>> Start

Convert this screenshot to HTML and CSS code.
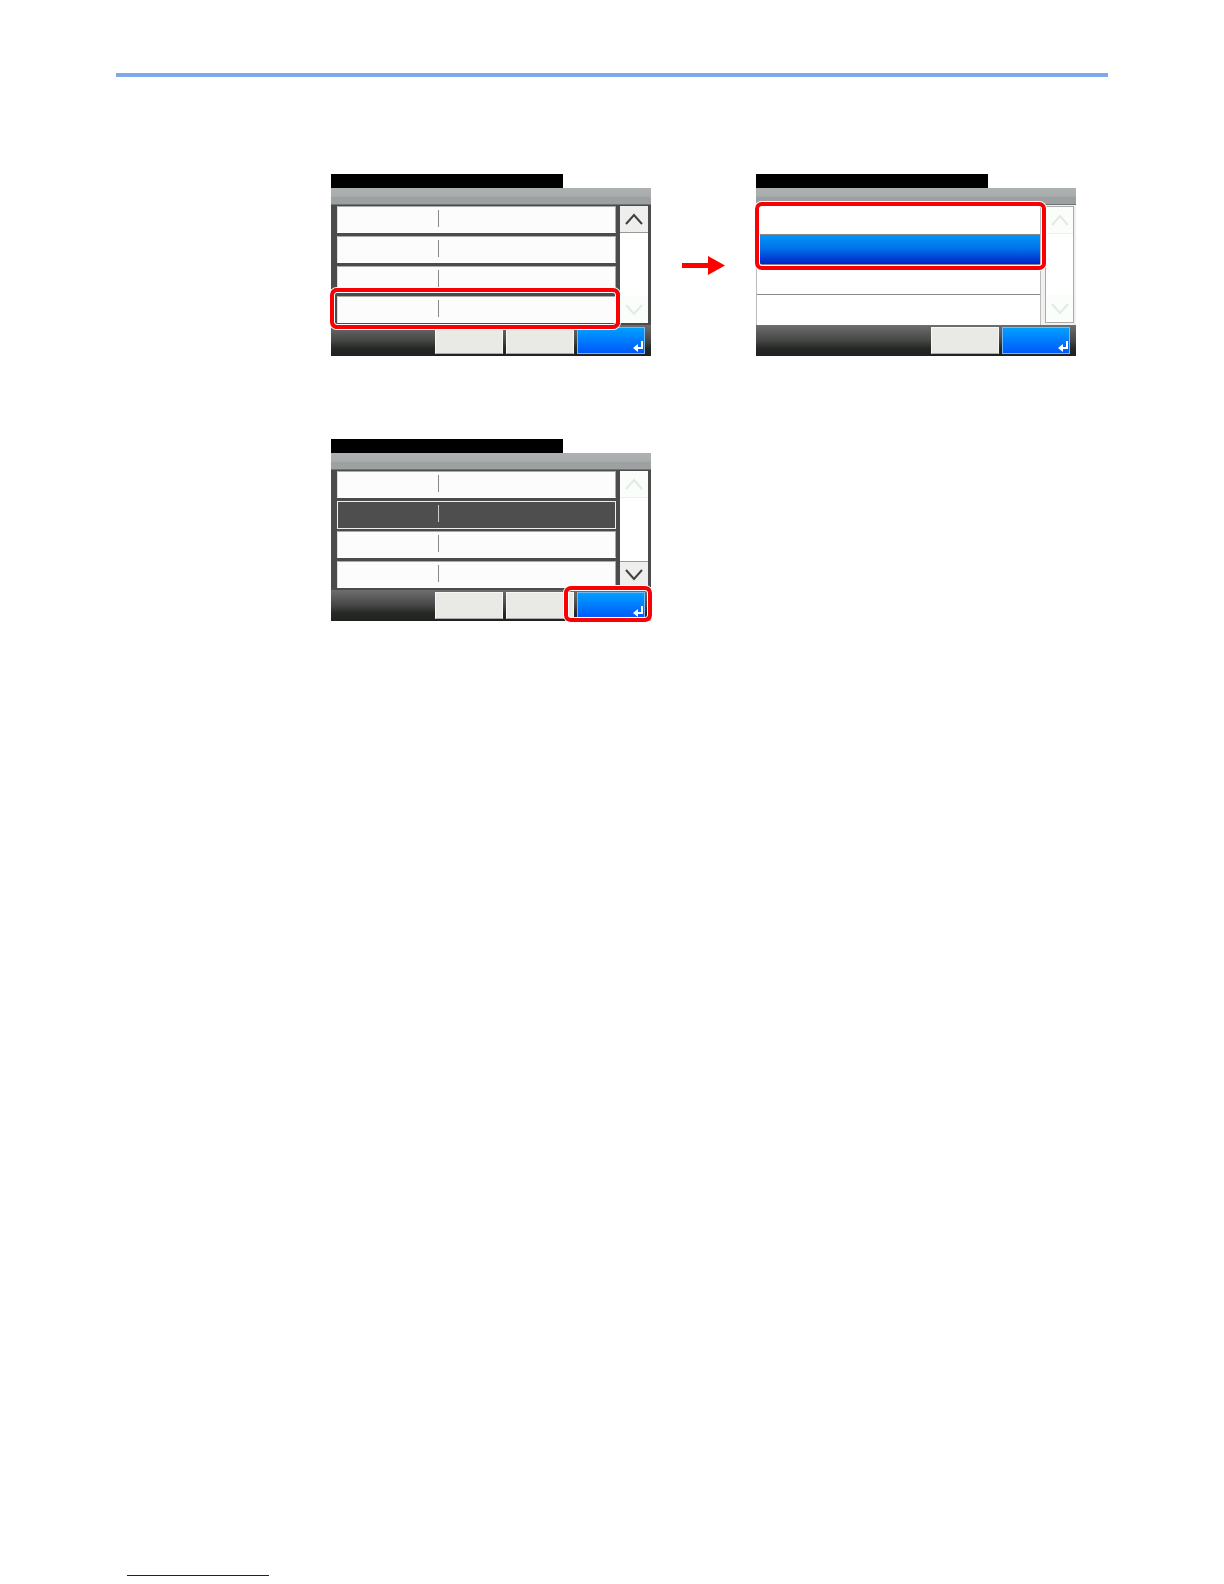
FILE: index.html
```html
<!DOCTYPE html>
<html lang="en">
<head>
<meta charset="utf-8">
<title>Touch panel steps</title>
<link rel="stylesheet" href="styles.css">
</head>
<body>
<svg class="defs" aria-hidden="true">
  <symbol id="up" viewBox="0 0 18 12"><path d="M1 11 9 2l8 9" fill="none" stroke="currentColor" stroke-width="2"/></symbol>
  <symbol id="down" viewBox="0 0 18 12"><path d="M1 1l8 9 8-9" fill="none" stroke="currentColor" stroke-width="2"/></symbol>
  <symbol id="enter" viewBox="0 0 10 11"><path d="M9 0V7H4" fill="none" stroke="currentColor" stroke-width="2"/><path d="M0 7l5-4v8z" fill="currentColor"/></symbol>
</svg>
<header class="rule"></header>
<main class="steps">
  <div class="step">
    <section class="screen">
      <div class="status"></div>
      <div class="title"></div>
      <div class="body">
        <div class="rows">
          <button class="row" aria-label="Item 1"></button>
          <button class="row" aria-label="Item 2"></button>
          <button class="row" aria-label="Item 3"></button>
          <button class="row" aria-label="Item 4"></button>
        </div>
        <div class="scroll">
          <button class="arrow" aria-label="Up"><svg><use href="#up"/></svg></button>
          <button class="arrow" aria-label="Down" disabled><svg><use href="#down"/></svg></button>
        </div>
      </div>
      <div class="footer">
        <button class="key" aria-label="Cancel"></button>
        <button class="key" aria-label="Back"></button>
        <button class="key primary" aria-label="OK"><svg><use href="#enter"/></svg></button>
      </div>
      <span class="mark mark-row"></span>
    </section>
    <svg class="next" viewBox="0 0 43 19" aria-hidden="true"><path d="M0 7h26V0l17 9.500L26 19v-7H0z" fill="#fe0000"/></svg>
    <section class="screen">
      <div class="status"></div>
      <div class="title"></div>
      <div class="body light">
        <div class="rows">
          <button class="option" aria-label="Option 1"></button>
          <button class="option selected" aria-label="Option 2"></button>
          <button class="option" aria-label="Option 3"></button>
          <button class="option" aria-label="Option 4"></button>
        </div>
        <div class="scroll">
          <button class="arrow" aria-label="Up" disabled><svg><use href="#up"/></svg></button>
          <button class="arrow" aria-label="Down" disabled><svg><use href="#down"/></svg></button>
        </div>
      </div>
      <div class="footer">
        <button class="key" aria-label="Cancel"></button>
        <button class="key primary" aria-label="OK"><svg><use href="#enter"/></svg></button>
      </div>
      <span class="mark mark-options"></span>
    </section>
  </div>
  <div class="step">
    <section class="screen">
      <div class="status"></div>
      <div class="title"></div>
      <div class="body">
        <div class="rows">
          <button class="row" aria-label="Item 1"></button>
          <button class="row dark" aria-label="Item 2"></button>
          <button class="row" aria-label="Item 3"></button>
          <button class="row" aria-label="Item 4"></button>
        </div>
        <div class="scroll">
          <button class="arrow" aria-label="Up" disabled><svg><use href="#up"/></svg></button>
          <button class="arrow" aria-label="Down"><svg><use href="#down"/></svg></button>
        </div>
      </div>
      <div class="footer">
        <button class="key" aria-label="Cancel"></button>
        <button class="key" aria-label="Back"></button>
        <button class="key primary" aria-label="OK"><svg><use href="#enter"/></svg></button>
      </div>
      <span class="mark mark-ok"></span>
    </section>
  </div>
</main>
<footer><a class="source" href="#" aria-label="Source"></a></footer>
</body>
</html>
```
FILE: styles.css
```css
* { box-sizing: border-box; }
body {
  margin: 0;
  padding: 73px 116px 8px;
  min-height: 100vh;
  display: flex;
  flex-direction: column;
  background: #fff;
  font-family: "Liberation Sans", Arial, sans-serif;
}
button { display: block; margin: 0; padding: 0; border: 0; border-radius: 0; }
svg { display: block; }
.defs { position: absolute; width: 0; height: 0; }
.rule { height: 4px; background: #80a9ea; }
.steps {
  flex: 1;
  padding: 97px 0 0 215px;
  display: flex;
  flex-direction: column;
  gap: 83px;
}
.step { display: flex; align-items: center; }
.screen { position: relative; width: 320px; flex: none; }
.next { width: 43px; height: 19px; flex: none; margin: 0 31px; }

.status { width: 232px; height: 14px; background: #000; }
.title {
  height: 17px;
  background: linear-gradient(#adb1b1, #a9adad 50%, #9ca0a0 60%, #9da1a1);
  border-bottom: 1px solid #707373;
}
.body {
  height: 120px;
  display: flex;
  gap: 4px;
  padding: 1px 3px 2px 6px;
  background: #4b4b4b;
}
.rows { flex: 1; display: flex; flex-direction: column; gap: 3px; }
.row {
  display: flex;
  align-items: flex-start;
  height: 27px;
  padding: 3px 0 0 100px;
  background: #fcfcfc;
  border: 1px solid #aaa;
  border-left-color: #ddd;
  border-bottom-color: #fff;
}
.row::before { content: ""; width: 1px; height: 17px; background: #888; }
.row.dark { height: 28px; margin-bottom: -1px; background: #4e4e4e; border-color: #eee; }
.row.dark::before { background: #ccc; }

.scroll {
  width: 28px;
  display: flex;
  flex-direction: column;
  justify-content: space-between;
  background: #fff;
}
.arrow {
  height: 27px;
  display: grid;
  place-items: center;
  background: #eeeeec;
  color: #3f403f;
  border-bottom: 1px solid #999;
}
.arrow:last-child { border-top: 1px solid #999; border-bottom: 0; }
.arrow svg { width: 18px; height: 12px; }
.arrow:disabled { background: #fafdfa; color: #e2ebe2; border-color: #edf1ed; }
.arrow:last-child:disabled { border-color: #fafdfa; }

.body.light { background: #f0f0f0; padding: 0 2px 0 0; border-left: 1px solid #bbb; }
.light .rows { gap: 0; border-right: 1px solid #bbb; }
.light .scroll { width: 29px; margin: 1px 0 2px; border: 1px solid #aaa; }
.option { height: 30px; background: #fff; border-bottom: 1px solid #888; }
.option:last-child { border-bottom: 0; }
.option.selected { margin-left: 2px; background: linear-gradient(#0096fc, #006ee6 50%, #0022cc); }

.footer {
  height: 31px;
  display: flex;
  justify-content: flex-end;
  gap: 3px;
  padding: 2px 6px 2px 0;
  background: linear-gradient(#6e6e6e, #454645 50%, #252825 75%, #1f221f);
}
.key { width: 68px; height: 27px; background: #e9e9e6; border: 1px solid #f7f7f5; border-bottom-color: #aaa; }
.key.primary {
  display: flex;
  align-items: flex-end;
  justify-content: flex-end;
  padding: 0 1px 1px 0;
  color: #fff;
  background: linear-gradient(#00a0ff, #0058fa);
  border-color: #77b8f5;
}
.key svg { width: 10px; height: 11px; }

/* Red call-out frames drawn over the panels */
.mark {
  position: absolute;
  border: 4px solid #f80004;
  border-radius: 7px;
  box-shadow: 0 0 0 1px #fff, inset 0 0 0 1px #fff;
}
.mark-row { left: -1px; top: 114px; width: 290px; height: 41px; }
.mark-options { left: -1px; top: 28px; width: 291px; height: 68px; }
.mark-ok { left: 233px; top: 147px; width: 88px; height: 36px; }

.source { display: block; width: 142px; height: 20px; margin-left: 11px; border-bottom: 1px solid #14148c; }
```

>> End

● Written problem
Repeat the material above word for word and skip every image in it.

● Worked answer
Convert this screenshot to HTML and CSS code.
FILE: index.html
```html
<!DOCTYPE html>
<html lang="en">
<head>
<meta charset="utf-8">
<title>Touch panel steps</title>
<link rel="stylesheet" href="styles.css">
</head>
<body>
<svg class="defs" aria-hidden="true">
  <symbol id="up" viewBox="0 0 18 12"><path d="M1 11 9 2l8 9" fill="none" stroke="currentColor" stroke-width="2"/></symbol>
  <symbol id="down" viewBox="0 0 18 12"><path d="M1 1l8 9 8-9" fill="none" stroke="currentColor" stroke-width="2"/></symbol>
  <symbol id="enter" viewBox="0 0 10 11"><path d="M9 0V7H4" fill="none" stroke="currentColor" stroke-width="2"/><path d="M0 7l5-4v8z" fill="currentColor"/></symbol>
</svg>
<header class="rule"></header>
<main class="steps">
  <div class="step">
    <section class="screen">
      <div class="status"></div>
      <div class="title"></div>
      <div class="body">
        <div class="rows">
          <button class="row" aria-label="Item 1"></button>
          <button class="row" aria-label="Item 2"></button>
          <button class="row" aria-label="Item 3"></button>
          <button class="row" aria-label="Item 4"></button>
        </div>
        <div class="scroll">
          <button class="arrow" aria-label="Up"><svg><use href="#up"/></svg></button>
          <button class="arrow" aria-label="Down" disabled><svg><use href="#down"/></svg></button>
        </div>
      </div>
      <div class="footer">
        <button class="key" aria-label="Cancel"></button>
        <button class="key" aria-label="Back"></button>
        <button class="key primary" aria-label="OK"><svg><use href="#enter"/></svg></button>
      </div>
      <span class="mark mark-row"></span>
    </section>
    <svg class="next" viewBox="0 0 43 19" aria-hidden="true"><path d="M0 7h26V0l17 9.500L26 19v-7H0z" fill="#fe0000"/></svg>
    <section class="screen">
      <div class="status"></div>
      <div class="title"></div>
      <div class="body light">
        <div class="rows">
          <button class="option" aria-label="Option 1"></button>
          <button class="option selected" aria-label="Option 2"></button>
          <button class="option" aria-label="Option 3"></button>
          <button class="option" aria-label="Option 4"></button>
        </div>
        <div class="scroll">
          <button class="arrow" aria-label="Up" disabled><svg><use href="#up"/></svg></button>
          <button class="arrow" aria-label="Down" disabled><svg><use href="#down"/></svg></button>
        </div>
      </div>
      <div class="footer">
        <button class="key" aria-label="Cancel"></button>
        <button class="key primary" aria-label="OK"><svg><use href="#enter"/></svg></button>
      </div>
      <span class="mark mark-options"></span>
    </section>
  </div>
  <div class="step">
    <section class="screen">
      <div class="status"></div>
      <div class="title"></div>
      <div class="body">
        <div class="rows">
          <button class="row" aria-label="Item 1"></button>
          <button class="row dark" aria-label="Item 2"></button>
          <button class="row" aria-label="Item 3"></button>
          <button class="row" aria-label="Item 4"></button>
        </div>
        <div class="scroll">
          <button class="arrow" aria-label="Up" disabled><svg><use href="#up"/></svg></button>
          <button class="arrow" aria-label="Down"><svg><use href="#down"/></svg></button>
        </div>
      </div>
      <div class="footer">
        <button class="key" aria-label="Cancel"></button>
        <button class="key" aria-label="Back"></button>
        <button class="key primary" aria-label="OK"><svg><use href="#enter"/></svg></button>
      </div>
      <span class="mark mark-ok"></span>
    </section>
  </div>
</main>
<footer><a class="source" href="#" aria-label="Source"></a></footer>
</body>
</html>
```
FILE: styles.css
```css
* { box-sizing: border-box; }
body {
  margin: 0;
  padding: 73px 116px 8px;
  min-height: 100vh;
  display: flex;
  flex-direction: column;
  background: #fff;
  font-family: "Liberation Sans", Arial, sans-serif;
}
button { display: block; margin: 0; padding: 0; border: 0; border-radius: 0; }
svg { display: block; }
.defs { position: absolute; width: 0; height: 0; }
.rule { height: 4px; background: #80a9ea; }
.steps {
  flex: 1;
  padding: 97px 0 0 215px;
  display: flex;
  flex-direction: column;
  gap: 83px;
}
.step { display: flex; align-items: center; }
.screen { position: relative; width: 320px; flex: none; }
.next { width: 43px; height: 19px; flex: none; margin: 0 31px; }

.status { width: 232px; height: 14px; background: #000; }
.title {
  height: 17px;
  background: linear-gradient(#adb1b1, #a9adad 50%, #9ca0a0 60%, #9da1a1);
  border-bottom: 1px solid #707373;
}
.body {
  height: 120px;
  display: flex;
  gap: 4px;
  padding: 1px 3px 2px 6px;
  background: #4b4b4b;
}
.rows { flex: 1; display: flex; flex-direction: column; gap: 3px; }
.row {
  display: flex;
  align-items: flex-start;
  height: 27px;
  padding: 3px 0 0 100px;
  background: #fcfcfc;
  border: 1px solid #aaa;
  border-left-color: #ddd;
  border-bottom-color: #fff;
}
.row::before { content: ""; width: 1px; height: 17px; background: #888; }
.row.dark { height: 28px; margin-bottom: -1px; background: #4e4e4e; border-color: #eee; }
.row.dark::before { background: #ccc; }

.scroll {
  width: 28px;
  display: flex;
  flex-direction: column;
  justify-content: space-between;
  background: #fff;
}
.arrow {
  height: 27px;
  display: grid;
  place-items: center;
  background: #eeeeec;
  color: #3f403f;
  border-bottom: 1px solid #999;
}
.arrow:last-child { border-top: 1px solid #999; border-bottom: 0; }
.arrow svg { width: 18px; height: 12px; }
.arrow:disabled { background: #fafdfa; color: #e2ebe2; border-color: #edf1ed; }
.arrow:last-child:disabled { border-color: #fafdfa; }

.body.light { background: #f0f0f0; padding: 0 2px 0 0; border-left: 1px solid #bbb; }
.light .rows { gap: 0; border-right: 1px solid #bbb; }
.light .scroll { width: 29px; margin: 1px 0 2px; border: 1px solid #aaa; }
.option { height: 30px; background: #fff; border-bottom: 1px solid #888; }
.option:last-child { border-bottom: 0; }
.option.selected { margin-left: 2px; background: linear-gradient(#0096fc, #006ee6 50%, #0022cc); }

.footer {
  height: 31px;
  display: flex;
  justify-content: flex-end;
  gap: 3px;
  padding: 2px 6px 2px 0;
  background: linear-gradient(#6e6e6e, #454645 50%, #252825 75%, #1f221f);
}
.key { width: 68px; height: 27px; background: #e9e9e6; border: 1px solid #f7f7f5; border-bottom-color: #aaa; }
.key.primary {
  display: flex;
  align-items: flex-end;
  justify-content: flex-end;
  padding: 0 1px 1px 0;
  color: #fff;
  background: linear-gradient(#00a0ff, #0058fa);
  border-color: #77b8f5;
}
.key svg { width: 10px; height: 11px; }

/* Red call-out frames drawn over the panels */
.mark {
  position: absolute;
  border: 4px solid #f80004;
  border-radius: 7px;
  box-shadow: 0 0 0 1px #fff, inset 0 0 0 1px #fff;
}
.mark-row { left: -1px; top: 114px; width: 290px; height: 41px; }
.mark-options { left: -1px; top: 28px; width: 291px; height: 68px; }
.mark-ok { left: 233px; top: 147px; width: 88px; height: 36px; }

.source { display: block; width: 142px; height: 20px; margin-left: 11px; border-bottom: 1px solid #14148c; }
```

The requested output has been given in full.